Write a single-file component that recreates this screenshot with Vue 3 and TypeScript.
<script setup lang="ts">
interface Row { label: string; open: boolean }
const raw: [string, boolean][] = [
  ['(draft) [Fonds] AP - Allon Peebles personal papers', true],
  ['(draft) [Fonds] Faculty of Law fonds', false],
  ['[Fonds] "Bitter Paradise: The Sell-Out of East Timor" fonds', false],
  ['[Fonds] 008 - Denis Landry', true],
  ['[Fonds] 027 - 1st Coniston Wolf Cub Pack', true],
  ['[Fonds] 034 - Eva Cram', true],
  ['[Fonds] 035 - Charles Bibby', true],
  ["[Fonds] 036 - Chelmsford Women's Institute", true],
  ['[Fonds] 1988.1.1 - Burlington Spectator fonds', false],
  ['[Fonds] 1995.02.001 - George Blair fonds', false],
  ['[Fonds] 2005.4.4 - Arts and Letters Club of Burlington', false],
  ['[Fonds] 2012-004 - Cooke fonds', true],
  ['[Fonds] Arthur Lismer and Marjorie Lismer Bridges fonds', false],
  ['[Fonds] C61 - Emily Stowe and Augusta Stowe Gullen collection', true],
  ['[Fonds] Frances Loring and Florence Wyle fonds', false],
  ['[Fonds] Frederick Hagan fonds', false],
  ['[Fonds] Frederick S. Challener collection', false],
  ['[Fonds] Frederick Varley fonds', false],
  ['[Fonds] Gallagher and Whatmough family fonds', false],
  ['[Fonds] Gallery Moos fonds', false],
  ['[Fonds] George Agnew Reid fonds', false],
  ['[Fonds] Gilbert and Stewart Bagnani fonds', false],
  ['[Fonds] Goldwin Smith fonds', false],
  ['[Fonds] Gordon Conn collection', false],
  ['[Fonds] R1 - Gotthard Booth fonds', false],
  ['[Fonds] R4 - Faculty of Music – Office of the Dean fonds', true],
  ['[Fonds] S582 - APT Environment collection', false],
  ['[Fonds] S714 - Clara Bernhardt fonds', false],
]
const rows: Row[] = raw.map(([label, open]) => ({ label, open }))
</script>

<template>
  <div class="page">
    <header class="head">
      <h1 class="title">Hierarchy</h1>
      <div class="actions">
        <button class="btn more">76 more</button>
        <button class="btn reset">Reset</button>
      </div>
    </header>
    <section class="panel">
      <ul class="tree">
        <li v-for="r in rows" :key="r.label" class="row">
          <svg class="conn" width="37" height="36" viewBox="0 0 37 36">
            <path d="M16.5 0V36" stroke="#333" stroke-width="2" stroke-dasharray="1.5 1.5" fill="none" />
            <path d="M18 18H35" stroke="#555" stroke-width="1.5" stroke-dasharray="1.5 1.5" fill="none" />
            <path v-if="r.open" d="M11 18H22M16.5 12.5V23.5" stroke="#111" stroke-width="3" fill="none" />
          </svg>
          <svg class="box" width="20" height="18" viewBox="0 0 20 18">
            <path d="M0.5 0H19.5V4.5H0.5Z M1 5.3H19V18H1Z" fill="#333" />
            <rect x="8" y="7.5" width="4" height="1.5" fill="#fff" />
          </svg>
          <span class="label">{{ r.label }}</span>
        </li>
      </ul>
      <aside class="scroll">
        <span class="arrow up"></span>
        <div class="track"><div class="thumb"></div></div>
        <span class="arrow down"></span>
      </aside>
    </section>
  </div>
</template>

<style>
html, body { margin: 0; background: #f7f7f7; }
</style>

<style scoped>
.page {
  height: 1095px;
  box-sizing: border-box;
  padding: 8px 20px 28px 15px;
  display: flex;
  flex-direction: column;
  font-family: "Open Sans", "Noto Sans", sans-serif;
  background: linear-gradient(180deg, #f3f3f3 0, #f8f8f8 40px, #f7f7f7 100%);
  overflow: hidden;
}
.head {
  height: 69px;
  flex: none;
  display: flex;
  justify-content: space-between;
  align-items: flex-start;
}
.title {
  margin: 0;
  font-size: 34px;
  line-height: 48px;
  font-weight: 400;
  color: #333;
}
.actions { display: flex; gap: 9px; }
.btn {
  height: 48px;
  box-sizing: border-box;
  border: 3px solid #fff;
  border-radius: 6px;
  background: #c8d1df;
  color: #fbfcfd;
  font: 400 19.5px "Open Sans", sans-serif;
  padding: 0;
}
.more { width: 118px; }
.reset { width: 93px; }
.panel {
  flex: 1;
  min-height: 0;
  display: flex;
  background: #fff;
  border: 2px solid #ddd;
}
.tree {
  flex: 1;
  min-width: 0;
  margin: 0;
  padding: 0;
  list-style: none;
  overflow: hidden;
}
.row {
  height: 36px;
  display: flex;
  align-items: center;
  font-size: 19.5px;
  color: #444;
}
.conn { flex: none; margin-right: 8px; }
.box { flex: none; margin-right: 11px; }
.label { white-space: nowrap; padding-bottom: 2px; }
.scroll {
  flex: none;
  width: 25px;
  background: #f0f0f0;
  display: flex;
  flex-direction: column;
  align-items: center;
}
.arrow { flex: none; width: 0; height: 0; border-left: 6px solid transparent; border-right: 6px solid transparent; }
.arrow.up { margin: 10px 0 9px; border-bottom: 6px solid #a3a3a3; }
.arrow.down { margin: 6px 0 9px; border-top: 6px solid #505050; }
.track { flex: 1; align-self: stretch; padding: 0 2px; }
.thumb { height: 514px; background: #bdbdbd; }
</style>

○ ○ ○

GIVEN TASK: Write out each line of the data above again, exactly as given.

RESULT FOR THIS TASK:
Write a single-file component that recreates this screenshot with Vue 3 and TypeScript.
<script setup lang="ts">
interface Row { label: string; open: boolean }
const raw: [string, boolean][] = [
  ['(draft) [Fonds] AP - Allon Peebles personal papers', true],
  ['(draft) [Fonds] Faculty of Law fonds', false],
  ['[Fonds] "Bitter Paradise: The Sell-Out of East Timor" fonds', false],
  ['[Fonds] 008 - Denis Landry', true],
  ['[Fonds] 027 - 1st Coniston Wolf Cub Pack', true],
  ['[Fonds] 034 - Eva Cram', true],
  ['[Fonds] 035 - Charles Bibby', true],
  ["[Fonds] 036 - Chelmsford Women's Institute", true],
  ['[Fonds] 1988.1.1 - Burlington Spectator fonds', false],
  ['[Fonds] 1995.02.001 - George Blair fonds', false],
  ['[Fonds] 2005.4.4 - Arts and Letters Club of Burlington', false],
  ['[Fonds] 2012-004 - Cooke fonds', true],
  ['[Fonds] Arthur Lismer and Marjorie Lismer Bridges fonds', false],
  ['[Fonds] C61 - Emily Stowe and Augusta Stowe Gullen collection', true],
  ['[Fonds] Frances Loring and Florence Wyle fonds', false],
  ['[Fonds] Frederick Hagan fonds', false],
  ['[Fonds] Frederick S. Challener collection', false],
  ['[Fonds] Frederick Varley fonds', false],
  ['[Fonds] Gallagher and Whatmough family fonds', false],
  ['[Fonds] Gallery Moos fonds', false],
  ['[Fonds] George Agnew Reid fonds', false],
  ['[Fonds] Gilbert and Stewart Bagnani fonds', false],
  ['[Fonds] Goldwin Smith fonds', false],
  ['[Fonds] Gordon Conn collection', false],
  ['[Fonds] R1 - Gotthard Booth fonds', false],
  ['[Fonds] R4 - Faculty of Music – Office of the Dean fonds', true],
  ['[Fonds] S582 - APT Environment collection', false],
  ['[Fonds] S714 - Clara Bernhardt fonds', false],
]
const rows: Row[] = raw.map(([label, open]) => ({ label, open }))
</script>

<template>
  <div class="page">
    <header class="head">
      <h1 class="title">Hierarchy</h1>
      <div class="actions">
        <button class="btn more">76 more</button>
        <button class="btn reset">Reset</button>
      </div>
    </header>
    <section class="panel">
      <ul class="tree">
        <li v-for="r in rows" :key="r.label" class="row">
          <svg class="conn" width="37" height="36" viewBox="0 0 37 36">
            <path d="M16.5 0V36" stroke="#333" stroke-width="2" stroke-dasharray="1.5 1.5" fill="none" />
            <path d="M18 18H35" stroke="#555" stroke-width="1.5" stroke-dasharray="1.5 1.5" fill="none" />
            <path v-if="r.open" d="M11 18H22M16.5 12.5V23.5" stroke="#111" stroke-width="3" fill="none" />
          </svg>
          <svg class="box" width="20" height="18" viewBox="0 0 20 18">
            <path d="M0.5 0H19.5V4.5H0.5Z M1 5.3H19V18H1Z" fill="#333" />
            <rect x="8" y="7.5" width="4" height="1.5" fill="#fff" />
          </svg>
          <span class="label">{{ r.label }}</span>
        </li>
      </ul>
      <aside class="scroll">
        <span class="arrow up"></span>
        <div class="track"><div class="thumb"></div></div>
        <span class="arrow down"></span>
      </aside>
    </section>
  </div>
</template>

<style>
html, body { margin: 0; background: #f7f7f7; }
</style>

<style scoped>
.page {
  height: 1095px;
  box-sizing: border-box;
  padding: 8px 20px 28px 15px;
  display: flex;
  flex-direction: column;
  font-family: "Open Sans", "Noto Sans", sans-serif;
  background: linear-gradient(180deg, #f3f3f3 0, #f8f8f8 40px, #f7f7f7 100%);
  overflow: hidden;
}
.head {
  height: 69px;
  flex: none;
  display: flex;
  justify-content: space-between;
  align-items: flex-start;
}
.title {
  margin: 0;
  font-size: 34px;
  line-height: 48px;
  font-weight: 400;
  color: #333;
}
.actions { display: flex; gap: 9px; }
.btn {
  height: 48px;
  box-sizing: border-box;
  border: 3px solid #fff;
  border-radius: 6px;
  background: #c8d1df;
  color: #fbfcfd;
  font: 400 19.5px "Open Sans", sans-serif;
  padding: 0;
}
.more { width: 118px; }
.reset { width: 93px; }
.panel {
  flex: 1;
  min-height: 0;
  display: flex;
  background: #fff;
  border: 2px solid #ddd;
}
.tree {
  flex: 1;
  min-width: 0;
  margin: 0;
  padding: 0;
  list-style: none;
  overflow: hidden;
}
.row {
  height: 36px;
  display: flex;
  align-items: center;
  font-size: 19.5px;
  color: #444;
}
.conn { flex: none; margin-right: 8px; }
.box { flex: none; margin-right: 11px; }
.label { white-space: nowrap; padding-bottom: 2px; }
.scroll {
  flex: none;
  width: 25px;
  background: #f0f0f0;
  display: flex;
  flex-direction: column;
  align-items: center;
}
.arrow { flex: none; width: 0; height: 0; border-left: 6px solid transparent; border-right: 6px solid transparent; }
.arrow.up { margin: 10px 0 9px; border-bottom: 6px solid #a3a3a3; }
.arrow.down { margin: 6px 0 9px; border-top: 6px solid #505050; }
.track { flex: 1; align-self: stretch; padding: 0 2px; }
.thumb { height: 514px; background: #bdbdbd; }
</style>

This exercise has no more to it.